TPR is a Delaware corporation beneficially owned by the Genger family. TPR brings this action on behalf of AG Properties, which assigned all rights regarding claims against former AG Properties officers and affiliates to TPR in 2007, as consideration for TPR assuming obligations on the part of AG Holdings to repay the Gusinski loan.
3. Gilad Sharon
Third-party defendant Gilad Sharon is a citizen and resident of Israel. 
B. The Canadian Real Estate Venture
Amidst a maze of backdated, incomplete and contradictory documents, and even more dubious testimony, a number of facts are undisputed. In 2001, Sharon presented Arie with an idea for a joint venture involving residential real estate investment prospects in Canada. Sharon and Arie
agreed that they would participate as fifty-fifty partners. In 2001, AG Properties was incorporated in Nova Scotia, with Arie as its sole director.  On December 31, 2001, AG Holdings, another corporation under the sole directorship of Arie, acquired one-hundred percent of the shares of stock in AG Properties. AG Holdings was wholly owned by AG Real Estate LP (the " Genger Family Partnership" ), which was controlled at the time by Arie for the benefit of his children Sagi and Orly Genger. During 2001 and 2002, the venture acquired two residential apartment complexes in Montreal known as the " Durocher" property and the " Lincoln" property (together the " Canadian Properties" ).
The two buildings were acquired for approximately twenty million Canadian dollars. Approximately twelve million dollars of the financing came from first and second lien mortgage debt. The balance, approximately eight million dollars, which was not secured by any real property, came from various loans directly or indirectly from Genger entities including a loan of $2.5 million from AG Holdings, also a Genger entity, which borrowed the money from Gusinski. Arie testified that he did not personally guarantee any of the loans and that the Gusinski loan was not secured against the real property, but he was not certain about the other loans.
From the outset the goal in structuring the Canadian Venture was to enable a flow-through effect for the benefit of the shareholders without there being any duplicate
taxation. In 2002, there were discussions about restructuring the Canadian Venture because " the tax structure that was in place ... was flawed in that it did not consider a particular aspect of Canadian taxation."  The properties were placed in trust in 2002.
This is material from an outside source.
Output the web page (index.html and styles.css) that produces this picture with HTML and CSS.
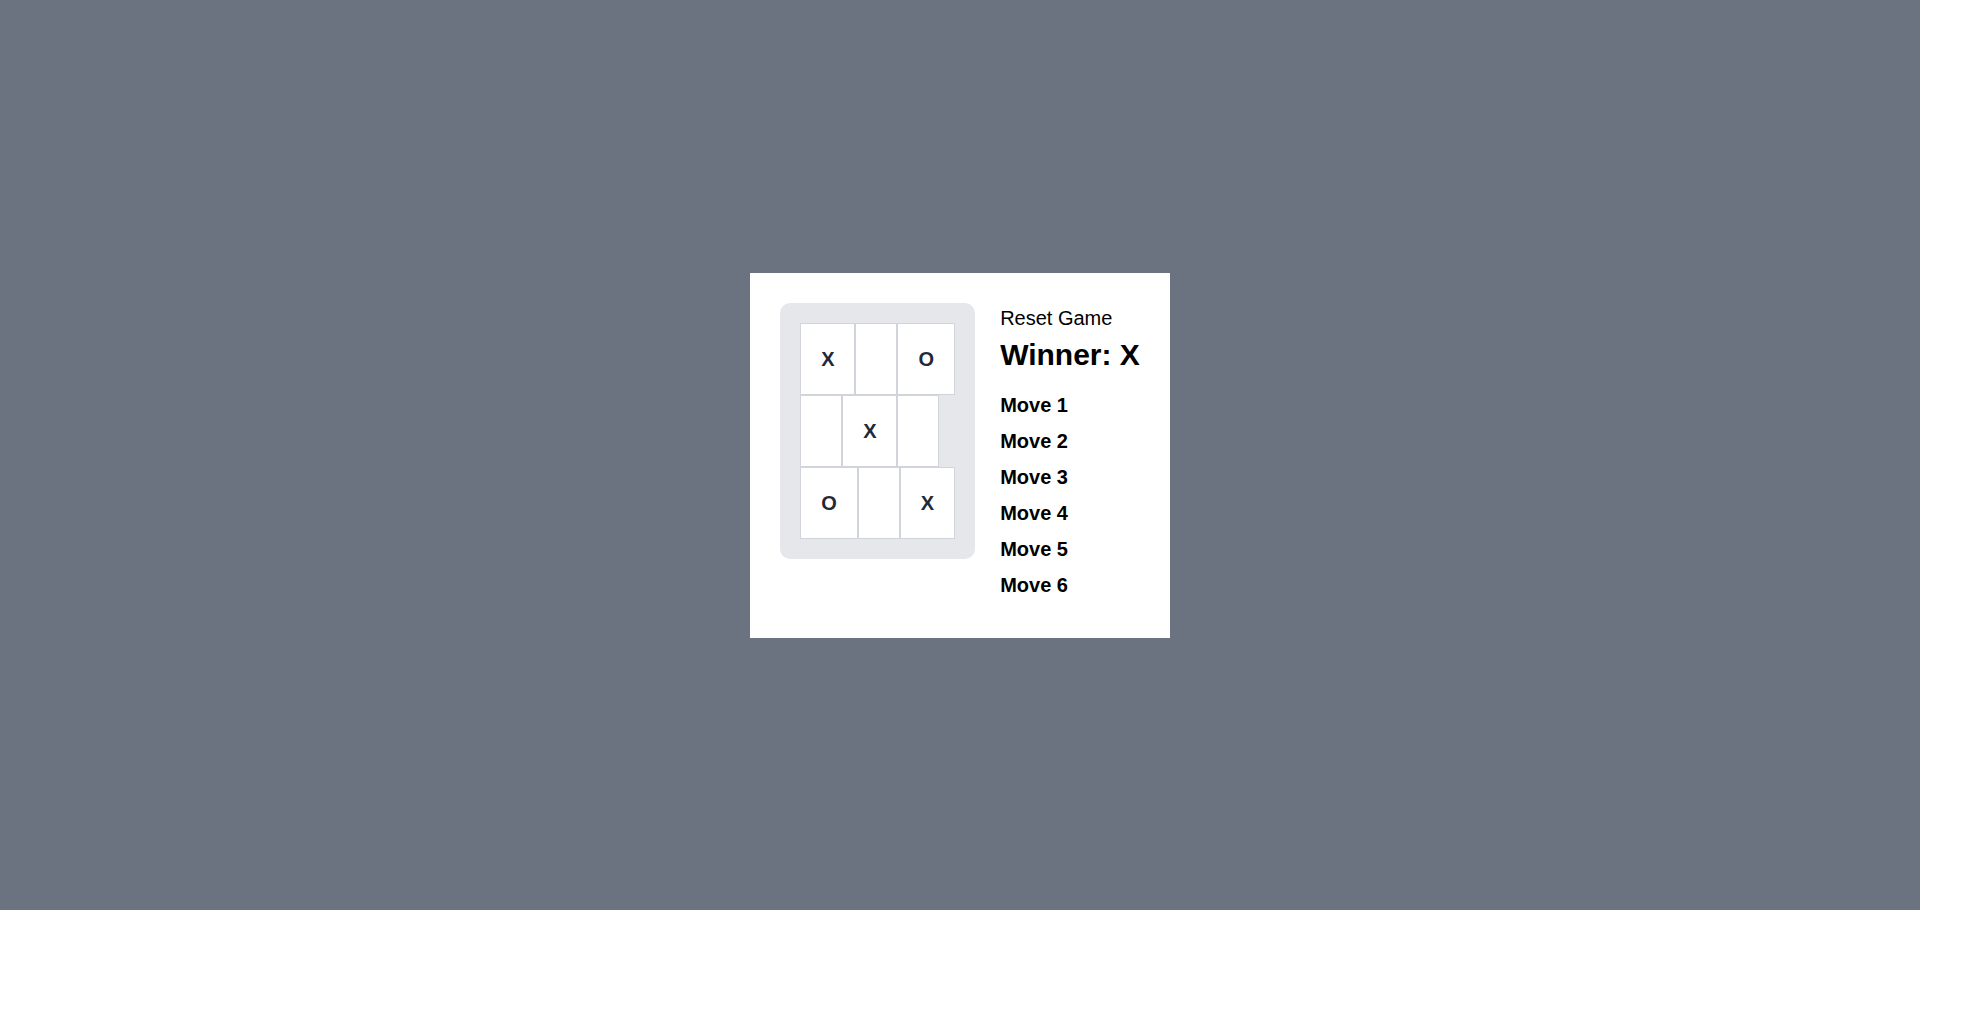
FILE: index.html
```html
<!DOCTYPE html>
<html lang="en">
<head>
<meta charset="utf-8">
<title>Tic Tac Toe</title>
<link rel="stylesheet" href="styles.css">
</head>
<body>
<div class="screen">
  <div class="card">
    <div class="board">
      <div class="row">
        <button class="cell">X</button>
        <button class="cell"></button>
        <button class="cell">O</button>
      </div>
      <div class="row">
        <button class="cell"></button>
        <button class="cell">X</button>
        <button class="cell"></button>
      </div>
      <div class="row">
        <button class="cell">O</button>
        <button class="cell"></button>
        <button class="cell">X</button>
      </div>
    </div>
    <div class="side">
      <button class="reset">Reset Game</button>
      <h2 class="winner">Winner: X</h2>
      <ul class="moves">
        <li><button class="move">Move 1</button></li>
        <li><button class="move">Move 2</button></li>
        <li><button class="move">Move 3</button></li>
        <li><button class="move">Move 4</button></li>
        <li><button class="move">Move 5</button></li>
        <li><button class="move">Move 6</button></li>
      </ul>
    </div>
  </div>
</div>
</body>
</html>
```
FILE: styles.css
```css
html, body {
  margin: 0;
  padding: 0;
  background: #ffffff;
  font-family: "Liberation Sans", Arial, sans-serif;
}

.screen {
  width: 1920px;
  height: 910px;
  background: #6b7280;
  display: flex;
  align-items: center;
  justify-content: center;
}

.card {
  background: #ffffff;
  padding: 30px;
  display: flex;
  align-items: flex-start;
  gap: 25px;
}

.board {
  background: #e5e7eb;
  border-radius: 10px;
  padding: 20px;
  width: 155px;
}

.row {
  display: flex;
}

.cell {
  box-sizing: border-box;
  height: 72px;
  min-width: 42px;
  padding: 0 20px;
  margin: 0;
  border: 1px solid #d1d5db;
  background: #ffffff;
  color: #1f2937;
  font-family: "Liberation Sans", Arial, sans-serif;
  font-weight: 700;
  font-size: 20px;
  line-height: 28px;
  display: flex;
  align-items: center;
  justify-content: center;
  flex: none;
}

.side {
  display: flex;
  flex-direction: column;
  align-items: flex-start;
  padding-top: 1px;
}

.reset {
  background: none;
  border: none;
  padding: 0;
  margin: 0;
  font-family: "Liberation Sans", Arial, sans-serif;
  font-size: 20px;
  line-height: 28px;
  color: #000000;
}

.winner {
  margin: 5px 0 18px;
  font-size: 30px;
  line-height: 36px;
  font-weight: 700;
  color: #000000;
}

.moves {
  list-style: none;
  margin: 0;
  padding: 0;
}

.moves li {
  margin: 0 0 8px;
}

.moves li:last-child {
  margin-bottom: 9px;
}

.move {
  background: none;
  border: none;
  padding: 0;
  margin: 0;
  font-family: "Liberation Sans", Arial, sans-serif;
  font-size: 20px;
  line-height: 28px;
  font-weight: 700;
  color: #000000;
}
```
C. Sharon's Investment in AG Properties
The source of Sharon's investment in the Canadian Venture is the crux of this litigation. Central to the agreement between Arie and Sharon was that each would have a fifty percent interest in AG Properties. Beyond that, the terms of Sharon's investment in AG Properties are anything but clear, not in small part because of his evasive testimony and unwillingness to cooperate in locating relevant information. According to Arie and Sharon, the deal was that Arie would provide the financing and Sharon would provide the sweat. Genger argues that Sharon purchased his fifty percent interest in AG Properties through Omniway, a Cypriot company, with a $1.25 million promissory note (the " Omniway Note" ) dated February 6, 2002 and secured by shares in AG Properties. Sharon and Arie contend that Sharon invested only $25,000— the same capital contribution that Arie made— through Lerner Manor, an Israeli trust that was first registered on September 9, 2002,  with documents backdated " as of" February 6, 2002.
1. The Omniway Note
Omniway Limited was incorporated in Cyprus on July 6, 2001, apparently for the purpose of providing a vehicle through which Sharon could invest in the Canadian Venture. Although no original of the Omniway Note has been produced, two
copies have been found. The Note, dated February 6, 2002, provides for payment to AG Properties of the principal sum of $1.25 million in three annual installments with the outstanding principal sum due on July 24, 2011. No payments have been made of the principal or interest due under the Omniway Note. The Note states
[a]t the same time as it executes this Note, the Maker [ (Omniway) ] deposits with or transfers to the Payee [ (AG Properties) ] or its nominee certificates representing the Shares and also delivers to the Payee a power of attorney executed in the form of the attached Schedule A, a stock transfer executed in blank in the form of the attached Schedule B ... and a copy of a resolution of the board of directors of [Omniway] substantially in the form of the attached Schedule C. 
The files of Raines & Fischer, the accounting firm for the Canadian Venture, contained a signed copy of the Omniway Note. David Parnes, an attorney who prepared the documents for the Canadian Venture testified that he believed that the signature said " Joka."  Joka Secretarial Limited was the secretary of Omniway as well as a shareholder. The " name" and " title" lines on the note are blank. There is no resolution authorizing Joka to sign the note in evidence, and Parnes acknowledged that it was odd that it was just signed, " Joka," rather than " Joka Secretarial Limited."  No copy of the Note containing executed schedules has been produced. Raines & Fischer's files also contain: (1) a written consent on behalf of AG Holdings signed by Arie resolving to enter into a voting trust agreement and shareholders' agreement with Omniway, which would regulate the rights and obligations of AG Holdings and Omniway as shareholders of AG Properties;  and (2) an unexecuted AG Properties Shareholder's Agreement between AG Holdings and Omniway, each for one hundred shares.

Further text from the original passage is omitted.